## Exercise
Produce an exact transcription of the listing below, omitting the pictures.

## Data provided
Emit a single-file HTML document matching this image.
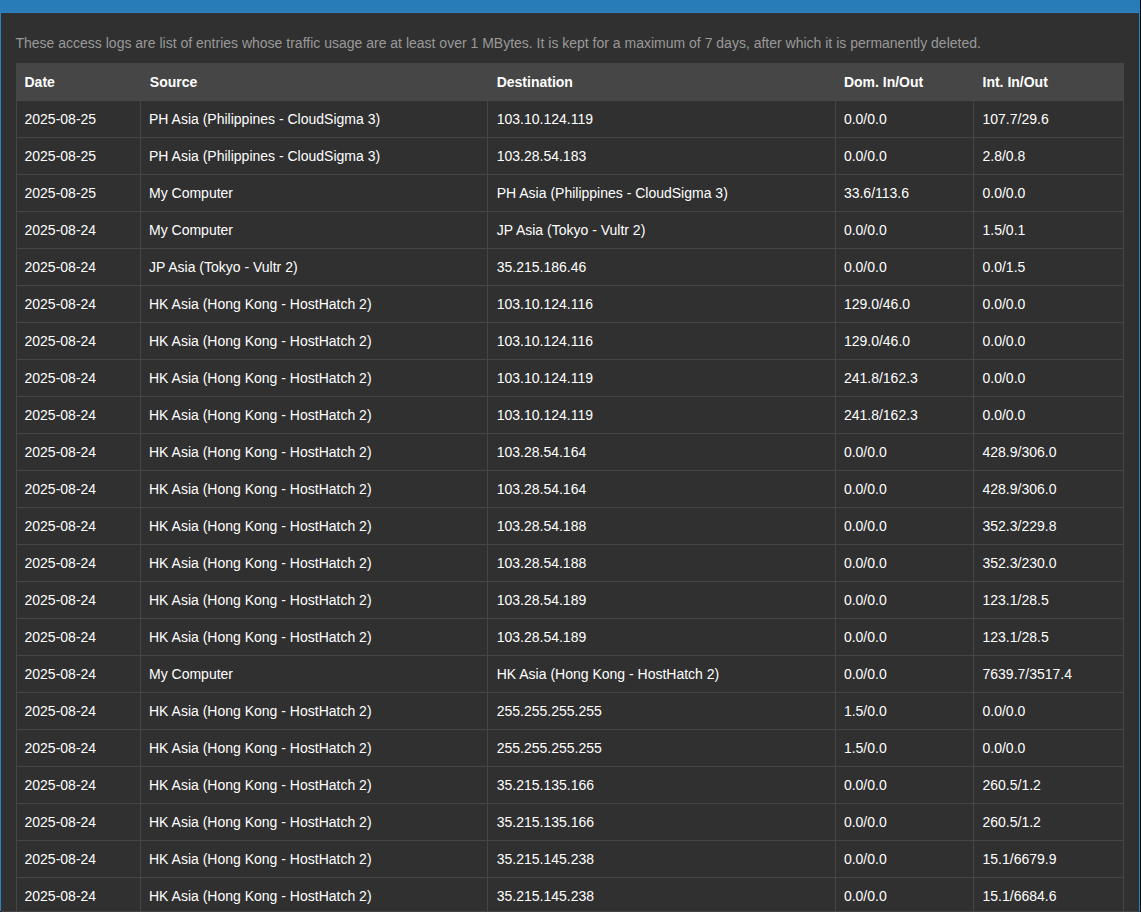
<!DOCTYPE html>
<html><head><meta charset="utf-8"><title>Access Logs</title>
<style>
html,body{margin:0;padding:0;background:#0f0a08;width:1141px;height:912px;overflow:hidden;}
body{font-family:"Liberation Sans",sans-serif;font-size:14px;line-height:20px;color:#fff;}
.panel{position:absolute;left:0;top:0;width:1140px;height:1200px;background:#2a84c4;}
.panel-heading{position:absolute;left:0;top:0;width:1140px;height:12px;background:#287db8;}
.panel-body{position:absolute;left:1px;top:13px;width:1138px;height:1187px;background:#303030;}
.desc{position:absolute;left:14.5px;top:20px;margin:0;color:#999;white-space:nowrap;}
table{position:absolute;left:15px;top:50px;border-collapse:separate;border-spacing:0;table-layout:fixed;width:1108px;}
th,td{box-sizing:border-box;padding:0 8px 0 7.5px;text-align:left;vertical-align:middle;border-left:1px solid #464646;white-space:nowrap;overflow:hidden;}
th{background:#464646;height:38px;font-weight:bold;}
td{height:37px;border-bottom:1px solid #464646;}
th:last-child,td:last-child{border-right:1px solid #464646;}
.bottomline{position:absolute;left:1px;top:911px;width:1139px;height:1px;background:#434343;}
.corner{position:absolute;left:0;top:911px;width:1px;height:1px;background:#1f1712;}
th:nth-child(1),td:nth-child(1){padding-left:7.5px;}
th:nth-child(2),td:nth-child(2){padding-left:8px;}
th:nth-child(3),td:nth-child(3){padding-left:8.7px;}
th:nth-child(4),td:nth-child(4){padding-left:7.9px;}
th:nth-child(5),td:nth-child(5){padding-left:8.5px;}
th:nth-child(2){padding-left:8.8px;}

</style></head>
<body>
<div class="panel">
<div class="panel-heading"></div>
<div class="panel-body">
<p class="desc">These access logs are list of entries whose traffic usage are at least over 1 MBytes. It is kept for a maximum of 7 days, after which it is permanently deleted.</p>
<table>
<colgroup><col style="width:124px"><col style="width:347px"><col style="width:348px"><col style="width:138px"><col style="width:151px"></colgroup>
<thead><tr><th>Date</th><th>Source</th><th>Destination</th><th>Dom. In/Out</th><th>Int. In/Out</th></tr></thead>
<tbody>
<tr><td>2025-08-25</td><td>PH Asia (Philippines - CloudSigma 3)</td><td>103.10.124.119</td><td>0.0/0.0</td><td>107.7/29.6</td></tr>
<tr><td>2025-08-25</td><td>PH Asia (Philippines - CloudSigma 3)</td><td>103.28.54.183</td><td>0.0/0.0</td><td>2.8/0.8</td></tr>
<tr><td>2025-08-25</td><td>My Computer</td><td>PH Asia (Philippines - CloudSigma 3)</td><td>33.6/113.6</td><td>0.0/0.0</td></tr>
<tr><td>2025-08-24</td><td>My Computer</td><td>JP Asia (Tokyo - Vultr 2)</td><td>0.0/0.0</td><td>1.5/0.1</td></tr>
<tr><td>2025-08-24</td><td>JP Asia (Tokyo - Vultr 2)</td><td>35.215.186.46</td><td>0.0/0.0</td><td>0.0/1.5</td></tr>
<tr><td>2025-08-24</td><td>HK Asia (Hong Kong - HostHatch 2)</td><td>103.10.124.116</td><td>129.0/46.0</td><td>0.0/0.0</td></tr>
<tr><td>2025-08-24</td><td>HK Asia (Hong Kong - HostHatch 2)</td><td>103.10.124.116</td><td>129.0/46.0</td><td>0.0/0.0</td></tr>
<tr><td>2025-08-24</td><td>HK Asia (Hong Kong - HostHatch 2)</td><td>103.10.124.119</td><td>241.8/162.3</td><td>0.0/0.0</td></tr>
<tr><td>2025-08-24</td><td>HK Asia (Hong Kong - HostHatch 2)</td><td>103.10.124.119</td><td>241.8/162.3</td><td>0.0/0.0</td></tr>
<tr><td>2025-08-24</td><td>HK Asia (Hong Kong - HostHatch 2)</td><td>103.28.54.164</td><td>0.0/0.0</td><td>428.9/306.0</td></tr>
<tr><td>2025-08-24</td><td>HK Asia (Hong Kong - HostHatch 2)</td><td>103.28.54.164</td><td>0.0/0.0</td><td>428.9/306.0</td></tr>
<tr><td>2025-08-24</td><td>HK Asia (Hong Kong - HostHatch 2)</td><td>103.28.54.188</td><td>0.0/0.0</td><td>352.3/229.8</td></tr>
<tr><td>2025-08-24</td><td>HK Asia (Hong Kong - HostHatch 2)</td><td>103.28.54.188</td><td>0.0/0.0</td><td>352.3/230.0</td></tr>
<tr><td>2025-08-24</td><td>HK Asia (Hong Kong - HostHatch 2)</td><td>103.28.54.189</td><td>0.0/0.0</td><td>123.1/28.5</td></tr>
<tr><td>2025-08-24</td><td>HK Asia (Hong Kong - HostHatch 2)</td><td>103.28.54.189</td><td>0.0/0.0</td><td>123.1/28.5</td></tr>
<tr><td>2025-08-24</td><td>My Computer</td><td>HK Asia (Hong Kong - HostHatch 2)</td><td>0.0/0.0</td><td>7639.7/3517.4</td></tr>
<tr><td>2025-08-24</td><td>HK Asia (Hong Kong - HostHatch 2)</td><td>255.255.255.255</td><td>1.5/0.0</td><td>0.0/0.0</td></tr>
<tr><td>2025-08-24</td><td>HK Asia (Hong Kong - HostHatch 2)</td><td>255.255.255.255</td><td>1.5/0.0</td><td>0.0/0.0</td></tr>
<tr><td>2025-08-24</td><td>HK Asia (Hong Kong - HostHatch 2)</td><td>35.215.135.166</td><td>0.0/0.0</td><td>260.5/1.2</td></tr>
<tr><td>2025-08-24</td><td>HK Asia (Hong Kong - HostHatch 2)</td><td>35.215.135.166</td><td>0.0/0.0</td><td>260.5/1.2</td></tr>
<tr><td>2025-08-24</td><td>HK Asia (Hong Kong - HostHatch 2)</td><td>35.215.145.238</td><td>0.0/0.0</td><td>15.1/6679.9</td></tr>
<tr><td>2025-08-24</td><td>HK Asia (Hong Kong - HostHatch 2)</td><td>35.215.145.238</td><td>0.0/0.0</td><td>15.1/6684.6</td></tr>
</tbody>
</table>
</div>
</div>
<div class="bottomline"></div><div class="corner"></div>
</body></html>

## Answer for the task
Emit a single-file HTML document matching this image.
<!DOCTYPE html>
<html><head><meta charset="utf-8"><title>Access Logs</title>
<style>
html,body{margin:0;padding:0;background:#0f0a08;width:1141px;height:912px;overflow:hidden;}
body{font-family:"Liberation Sans",sans-serif;font-size:14px;line-height:20px;color:#fff;}
.panel{position:absolute;left:0;top:0;width:1140px;height:1200px;background:#2a84c4;}
.panel-heading{position:absolute;left:0;top:0;width:1140px;height:12px;background:#287db8;}
.panel-body{position:absolute;left:1px;top:13px;width:1138px;height:1187px;background:#303030;}
.desc{position:absolute;left:14.5px;top:20px;margin:0;color:#999;white-space:nowrap;}
table{position:absolute;left:15px;top:50px;border-collapse:separate;border-spacing:0;table-layout:fixed;width:1108px;}
th,td{box-sizing:border-box;padding:0 8px 0 7.5px;text-align:left;vertical-align:middle;border-left:1px solid #464646;white-space:nowrap;overflow:hidden;}
th{background:#464646;height:38px;font-weight:bold;}
td{height:37px;border-bottom:1px solid #464646;}
th:last-child,td:last-child{border-right:1px solid #464646;}
.bottomline{position:absolute;left:1px;top:911px;width:1139px;height:1px;background:#434343;}
.corner{position:absolute;left:0;top:911px;width:1px;height:1px;background:#1f1712;}
th:nth-child(1),td:nth-child(1){padding-left:7.5px;}
th:nth-child(2),td:nth-child(2){padding-left:8px;}
th:nth-child(3),td:nth-child(3){padding-left:8.7px;}
th:nth-child(4),td:nth-child(4){padding-left:7.9px;}
th:nth-child(5),td:nth-child(5){padding-left:8.5px;}
th:nth-child(2){padding-left:8.8px;}

</style></head>
<body>
<div class="panel">
<div class="panel-heading"></div>
<div class="panel-body">
<p class="desc">These access logs are list of entries whose traffic usage are at least over 1 MBytes. It is kept for a maximum of 7 days, after which it is permanently deleted.</p>
<table>
<colgroup><col style="width:124px"><col style="width:347px"><col style="width:348px"><col style="width:138px"><col style="width:151px"></colgroup>
<thead><tr><th>Date</th><th>Source</th><th>Destination</th><th>Dom. In/Out</th><th>Int. In/Out</th></tr></thead>
<tbody>
<tr><td>2025-08-25</td><td>PH Asia (Philippines - CloudSigma 3)</td><td>103.10.124.119</td><td>0.0/0.0</td><td>107.7/29.6</td></tr>
<tr><td>2025-08-25</td><td>PH Asia (Philippines - CloudSigma 3)</td><td>103.28.54.183</td><td>0.0/0.0</td><td>2.8/0.8</td></tr>
<tr><td>2025-08-25</td><td>My Computer</td><td>PH Asia (Philippines - CloudSigma 3)</td><td>33.6/113.6</td><td>0.0/0.0</td></tr>
<tr><td>2025-08-24</td><td>My Computer</td><td>JP Asia (Tokyo - Vultr 2)</td><td>0.0/0.0</td><td>1.5/0.1</td></tr>
<tr><td>2025-08-24</td><td>JP Asia (Tokyo - Vultr 2)</td><td>35.215.186.46</td><td>0.0/0.0</td><td>0.0/1.5</td></tr>
<tr><td>2025-08-24</td><td>HK Asia (Hong Kong - HostHatch 2)</td><td>103.10.124.116</td><td>129.0/46.0</td><td>0.0/0.0</td></tr>
<tr><td>2025-08-24</td><td>HK Asia (Hong Kong - HostHatch 2)</td><td>103.10.124.116</td><td>129.0/46.0</td><td>0.0/0.0</td></tr>
<tr><td>2025-08-24</td><td>HK Asia (Hong Kong - HostHatch 2)</td><td>103.10.124.119</td><td>241.8/162.3</td><td>0.0/0.0</td></tr>
<tr><td>2025-08-24</td><td>HK Asia (Hong Kong - HostHatch 2)</td><td>103.10.124.119</td><td>241.8/162.3</td><td>0.0/0.0</td></tr>
<tr><td>2025-08-24</td><td>HK Asia (Hong Kong - HostHatch 2)</td><td>103.28.54.164</td><td>0.0/0.0</td><td>428.9/306.0</td></tr>
<tr><td>2025-08-24</td><td>HK Asia (Hong Kong - HostHatch 2)</td><td>103.28.54.164</td><td>0.0/0.0</td><td>428.9/306.0</td></tr>
<tr><td>2025-08-24</td><td>HK Asia (Hong Kong - HostHatch 2)</td><td>103.28.54.188</td><td>0.0/0.0</td><td>352.3/229.8</td></tr>
<tr><td>2025-08-24</td><td>HK Asia (Hong Kong - HostHatch 2)</td><td>103.28.54.188</td><td>0.0/0.0</td><td>352.3/230.0</td></tr>
<tr><td>2025-08-24</td><td>HK Asia (Hong Kong - HostHatch 2)</td><td>103.28.54.189</td><td>0.0/0.0</td><td>123.1/28.5</td></tr>
<tr><td>2025-08-24</td><td>HK Asia (Hong Kong - HostHatch 2)</td><td>103.28.54.189</td><td>0.0/0.0</td><td>123.1/28.5</td></tr>
<tr><td>2025-08-24</td><td>My Computer</td><td>HK Asia (Hong Kong - HostHatch 2)</td><td>0.0/0.0</td><td>7639.7/3517.4</td></tr>
<tr><td>2025-08-24</td><td>HK Asia (Hong Kong - HostHatch 2)</td><td>255.255.255.255</td><td>1.5/0.0</td><td>0.0/0.0</td></tr>
<tr><td>2025-08-24</td><td>HK Asia (Hong Kong - HostHatch 2)</td><td>255.255.255.255</td><td>1.5/0.0</td><td>0.0/0.0</td></tr>
<tr><td>2025-08-24</td><td>HK Asia (Hong Kong - HostHatch 2)</td><td>35.215.135.166</td><td>0.0/0.0</td><td>260.5/1.2</td></tr>
<tr><td>2025-08-24</td><td>HK Asia (Hong Kong - HostHatch 2)</td><td>35.215.135.166</td><td>0.0/0.0</td><td>260.5/1.2</td></tr>
<tr><td>2025-08-24</td><td>HK Asia (Hong Kong - HostHatch 2)</td><td>35.215.145.238</td><td>0.0/0.0</td><td>15.1/6679.9</td></tr>
<tr><td>2025-08-24</td><td>HK Asia (Hong Kong - HostHatch 2)</td><td>35.215.145.238</td><td>0.0/0.0</td><td>15.1/6684.6</td></tr>
</tbody>
</table>
</div>
</div>
<div class="bottomline"></div><div class="corner"></div>
</body></html>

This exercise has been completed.